Courses are the building blocks of schooling and the larger system of education. Linked together across school years, courses teach students knowledge and skills unique to a particular subject area and how concepts relate to other areas of the curriculum. While courses, particularly in mathematics, are the primary means through which students learn advanced subject material, not all students take the same courses and/or course sequences.

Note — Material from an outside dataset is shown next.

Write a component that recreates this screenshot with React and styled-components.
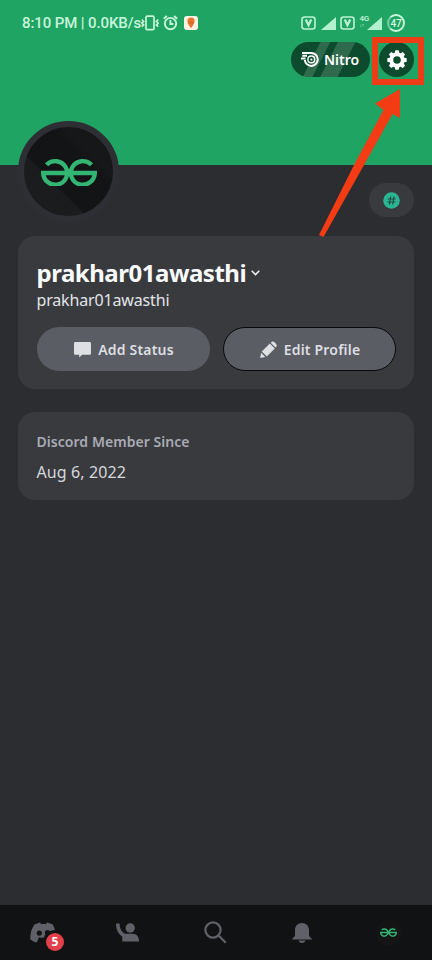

As with many indicators of educational success, coursetaking in the United States has differed with socioeconomic status. In broad terms, students from more affluent backgrounds—families with high incomes and more highly educated parents—tend to take more advanced courses than their peers (Lee et al. 1998; Stevenson, Schiller, and Schneider 1994). For example, using transcript data in NELS:88, Hoffer, Rasinski, and Moore (1995) found that students from the highest socioeconomic quartile earned an average of 3.5 Carnegie units in mathematics during high school.2 In contrast, those in the lowest socioeconomic quartile earned an average of 2.1 Carnegie units in mathematics during high school. Other analyses of NELS:88 have revealed that students from wealthy families and students with college-educated parents are most likely to enroll in an advanced mathematics course like calculus or trigonometry (Schneider, Swanson, and Riegle-Crumb 1998). Though these studies do not identify the specific mechanism linking socioeconomic status with coursework, they provide firm evidence that, on average, affluence and higher parental education translate into a curricular advantage in high school mathematics.

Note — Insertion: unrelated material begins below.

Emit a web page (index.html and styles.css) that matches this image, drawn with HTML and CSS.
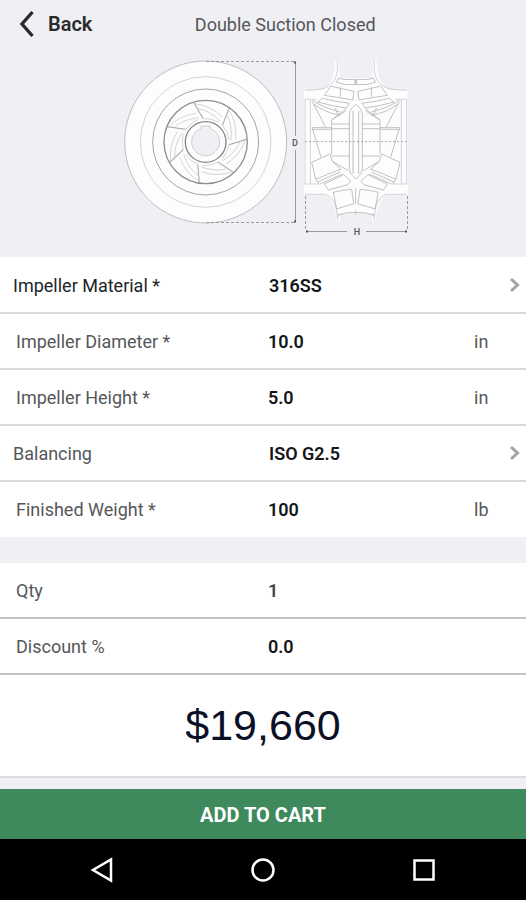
FILE: index.html
```html
<!DOCTYPE html>
<html lang="en">
<head>
    <meta charset="UTF-8">
    <meta name="viewport" content="width=device-width, initial-scale=1.0">
    <title>Double Suction Closed</title>
    <link rel="stylesheet" href="styles.css">
</head>
<body>

<header class="header">
    <button type="button" class="back">
        <svg width="16" height="28" viewBox="0 0 16 28" fill="none" stroke="#2b2b2e" stroke-width="3.4"><path d="M14.500 2 4 14l10.500 12"/></svg>
        Back
    </button>
    <h1 class="title">Double Suction Closed</h1>
</header>

<div class="figure">
    <svg class="drawing" viewBox="120 56 292 184" fill="none" stroke="#b4b4b8">
        <defs>
            <g id="blade">
                <path stroke="#a2a2a5" stroke-width="3" d="M156 230 212 238"/>
                <path stroke="#cfcfd2" stroke-width="2.500" d="M162 230Q195 196 244 190M176 234Q204 208 250 203M212 238Q228 218 250 208"/>
            </g>
            <g id="half">
                <path stroke="#cbcbcf" d="M157 30V62Q154 94 130 108 118 120 60 121M60 148H95M60 148V402H102M76 148V402M60 433H122Q150 445 154 480L158 512"/>
                <path d="M160 84Q170 90 210 88V104Q176 106 154 97ZM138 108Q166 116 207 124L203 150Q160 142 118 136ZM166 112V140"/>
                <path d="M112 145Q150 155 194 160L184 174Q140 168 98 156ZM82 150Q110 172 166 186M86 162Q120 188 166 196M150 174 160 194M82 155 122 232M184 176 140 210"/>
                <path d="M212 164Q193 176 193 195V358Q194 374 212 387M204 182V372M140 210V312M140 210 184 182M140 222H193M140 236H193M140 318H193"/>
                <path d="M80 233H140M80 238H140M82 235 108 322M80 337 135 312 142 334 168 358 150 364 92 388ZM142 334 190 362M98 396 165 366M106 402 172 372M92 388 102 402M118 402 176 374 198 394 188 404 130 420Z"/>
                <path d="M145 427Q170 420 200 418L206 462Q180 468 155 477ZM160 496Q180 486 212 487M160 490V500"/>
            </g>
        </defs>

        <!-- front view -->
        <g transform="translate(115 50) scale(.3333)" stroke-width="3">
            <circle cx="272" cy="276" r="243" fill="#fdfdfe" stroke="#bdbdc0"/>
            <circle cx="272" cy="276" r="196" stroke="#d3d3d6"/>
            <circle cx="272" cy="276" r="159" stroke="#a5a5a8"/>
            <circle cx="272" cy="276" r="125" stroke="#8e8e91" stroke-width="4"/>
            <use href="#blade"/>
            <use href="#blade" transform="rotate(51.43 272 276)"/>
            <use href="#blade" transform="rotate(102.86 272 276)"/>
            <use href="#blade" transform="rotate(154.29 272 276)"/>
            <use href="#blade" transform="rotate(205.71 272 276)"/>
            <use href="#blade" transform="rotate(257.14 272 276)"/>
            <use href="#blade" transform="rotate(308.57 272 276)"/>
            <circle cx="272" cy="276" r="61" fill="#fdfdfe" stroke="#858588" stroke-width="4"/>
            <path d="M258 236V228H286V236A42 42 0 1 1 258 236Z" fill="#f0eff4" stroke="#cfcfd3"/>
        </g>

        <!-- section view -->
        <g transform="translate(285 50) scale(.3333)" stroke-width="2.500">
            <path fill="#fdfdfe" stroke="none" d="M150 30H160L165 84H260L265 30H275Q276 104 312 120H368V435H305Q280 445 270 515H260V490H165V515H155Q148 445 120 435H57V120H112Q149 104 150 30Z"/>
            <use href="#half"/>
            <use href="#half" transform="matrix(-1 0 0 1 425 0)"/>
            <path d="M212 88V104M212 415V462M212 482V494"/>
            <path stroke="#a2a2a5" stroke-dasharray="7 5" d="M60 275H365"/>
        </g>

        <!-- dimension lines -->
        <g stroke="#9b9b9e">
            <path stroke-dasharray="3 2" d="M206 61.500H295M206 222.500H295M305.500 196V231M407.500 196V231"/>
            <path d="M295.500 62V136M295.500 150V222M306 231.500H347M366 231.500H407"/>
            <path stroke="#555" stroke-width="2" d="M294 62.500h2M294 221.500h2M306 231.500h2M405 231.500h2"/>
        </g>
        <text class="dim" x="295" y="146">D</text>
        <text class="dim" x="357" y="235">H</text>
    </svg>
</div>

<form>
    <div class="list specs">
        <button type="button" class="row row-link">
            <span class="label dark">Impeller Material *</span>
            <span class="value">316SS</span>
            <svg class="chevron" width="12" height="16" viewBox="0 0 12 16" fill="none" stroke="#a3a3a3" stroke-width="3"><path d="m2 2 6.500 6L2 14"/></svg>
        </button>
        <div class="row">
            <label class="label" for="diameter">Impeller Diameter *</label>
            <input class="value" type="text" id="diameter" value="10.0">
            <span class="unit">in</span>
        </div>
        <div class="row">
            <label class="label" for="height">Impeller Height *</label>
            <input class="value" type="text" id="height" value="5.0">
            <span class="unit">in</span>
        </div>
        <button type="button" class="row row-link">
            <span class="label">Balancing</span>
            <span class="value">ISO G2.5</span>
            <svg class="chevron" width="12" height="16" viewBox="0 0 12 16" fill="none" stroke="#a3a3a3" stroke-width="3"><path d="m2 2 6.500 6L2 14"/></svg>
        </button>
        <div class="row last">
            <label class="label" for="weight">Finished Weight *</label>
            <input class="value" type="text" id="weight" value="100">
            <span class="unit">lb</span>
        </div>
    </div>

    <div class="list totals">
        <div class="row">
            <label class="label" for="qty">Qty</label>
            <input class="value qty" type="text" id="qty" value="1">
        </div>
        <div class="row">
            <label class="label" for="discount">Discount %</label>
            <input class="value" type="text" id="discount" value="0.0">
        </div>
        <div class="price">$19,660</div>
    </div>

    <button type="button" class="add">ADD TO CART</button>
</form>

<nav class="navbar">
    <button type="button" aria-label="Back"><svg width="24" height="26" viewBox="0 0 24 26"><path d="M21 2.500V23.500L3 13Z"/></svg></button>
    <button type="button" aria-label="Home"><svg width="24" height="26" viewBox="0 0 24 26"><circle cx="12" cy="13" r="10.500"/></svg></button>
    <button type="button" aria-label="Recent apps"><svg width="24" height="26" viewBox="0 0 24 26"><rect x="2.500" y="3.500" width="19" height="19"/></svg></button>
</nav>

</body>
</html>
```

FILE: styles.css
```css
* {
    box-sizing: border-box;
}
body {
    margin: 0;
    min-height: 100vh;
    display: flex;
    flex-direction: column;
    font-family: Roboto, "Liberation Sans", sans-serif;
    font-size: 18px;
    color: #14171a;
    background-color: #efeff4;
}
button, input {
    font: inherit;
    color: inherit;
    border: 0;
    padding: 0;
    background: none;
}
.header {
    display: flex;
    align-items: center;
    height: 48px;
    padding: 0 48px 0 18px;
}
.back {
    display: flex;
    align-items: center;
    gap: 14px;
    font-size: 20px;
    font-weight: 600;
    color: #2b2b2e;
}
.title {
    flex: 1;
    margin: 0;
    text-align: center;
    font-size: 18px;
    font-weight: 400;
    color: #56565a;
}
.figure {
    padding: 8px 0 17px 6px;
}
.drawing {
    display: block;
    width: 292px;
    height: 184px;
    margin: 0 auto;
}
.dim {
    font-size: 9px;
    font-weight: 500;
    text-anchor: middle;
    fill: #555;
    stroke: none;
}
.list {
    background-color: #fff;
}
.specs {
    padding-top: 1px;
}
.row {
    display: flex;
    align-items: center;
    width: 100%;
    height: 56px;
    padding: 0 16px;
    border-bottom: 2px solid #d9dbdb;
    text-align: left;
}
.row-link {
    gap: 2px;
    padding: 0 5px 0 13px;
}
.label {
    width: 51%;
    flex: none;
    color: #555759;
}
.row-link .label {
    width: 50%;
}
.label.dark {
    color: #222426;
}
.row.last {
    height: 55px;
    border-bottom: 0;
}
.value {
    flex: 1;
    min-width: 0;
    font-weight: 600;
}
.qty {
    color: #444;
}
.unit {
    width: 36px;
    color: #555759;
}
.totals {
    margin-top: 26px;
    border-bottom: 2px solid #dcdcdf;
}
.totals .row {
    border-color: #c4c4c4;
}
.price {
    padding: 22px 0 23px;
    text-align: center;
    font-family: "Liberation Sans", Arial, sans-serif;
    font-size: 43px;
    line-height: 56px;
    color: #0b1026;
}
.add {
    display: block;
    width: 100%;
    height: 50px;
    padding-top: 2px;
    margin-top: 11px;
    font-size: 20px;
    font-weight: 700;
    color: #fff;
    background-color: #3e8a5d;
}
.navbar {
    flex: 1;
    display: flex;
    align-items: center;
    justify-content: space-around;
    padding: 0 22px;
    background-color: #000;
}
.navbar button {
    display: flex;
}
.navbar svg {
    fill: none;
    stroke: #fff;
    stroke-width: 2.5;
}
```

In addition to differences according to socioeconomic status, racial/ethnic and sex differences in education are well documented. With respect to race/ethnicity, Hispanic and Black students on average tend to lag behind their White and Asian peers in school (Kao and Thompson 2003). These broad patterns are evident in the mathematics coursetaking patterns of high school students. For example, a recent analysis of ELS:2002, the data used in this paper, showed that 87 percent of Asian and 79 percent of White high school seniors reached algebra II in high school, compared to 75 percent of Black and 67 percent of Hispanic high school seniors (Dalton et al. 2007). These disparities in coursetaking have implications for learning—a substantial portion of racial/ethnic differences in student achievement has been linked to differences in coursetaking patterns. For example, differences between Black and White students on standardized tests are minimized when comparing students who have taken advanced courses at comparable rates (Berends, Lucas, and Briggs 2002; Gamoran 1987).
While the largest differences in coursetaking are along socioeconomic and racial/ethnic lines, sex differences in mathematics are also apparent. Historically, girls have trailed behind boys in mathematics coursetaking (U.S. Department of Education 1997), and some researchers maintain that this difference explains sex differences in academic achievement among elementary and high school-aged boys and girls (Oakes 1990; Pallas and Alexander 1983). However, there is evidence that the sex gap has been closing in recent years: recent research shows that rates of mathematics coursetaking and mathematics achievement performance among high school aged boys and girls is reaching parity (Dalton et al. 2007; Perkins et al. 2004). As young women make strides in this traditionally male dominated subject area, assessing how the distribution of learning opportunities varies between the sexes is currently of interest.
Though sociodemographic characteristics have been shown to be associated with coursetaking patterns and curricular experiences, different school structures affect this relationship. Most schools in the United States follow the comprehensive high school model, wherein the curriculum remains flexible and diversified to accommodate the needs of a wide range of students with different interests, skills, and aptitudes (Oakes 1985). Not all schools follow this model. Catholic high schools, for example, tend to adhere to a constrained curriculum, offering higher level academic courses, such as intermediate and advanced mathematics, to all their students (Lee et al. 1998). Additionally, when compared with their public school peers, students who enroll in Catholic schools tend to have families who are better educated and more involved in their children's education (Coleman and Hoffer 1987; Morgan and Sorenson 1999).
Taken together, these research findings show that both background characteristics of students and the types of schools they attend are associated with their curricular experiences. Accordingly, the present analysis will explore how mathematics course sequences are distributed along these dimensions in contemporary American high schools.
2 A Carnegie unit is a standard of measurement used for secondary education that represents the completion of a course that meets one period per day for 1 year.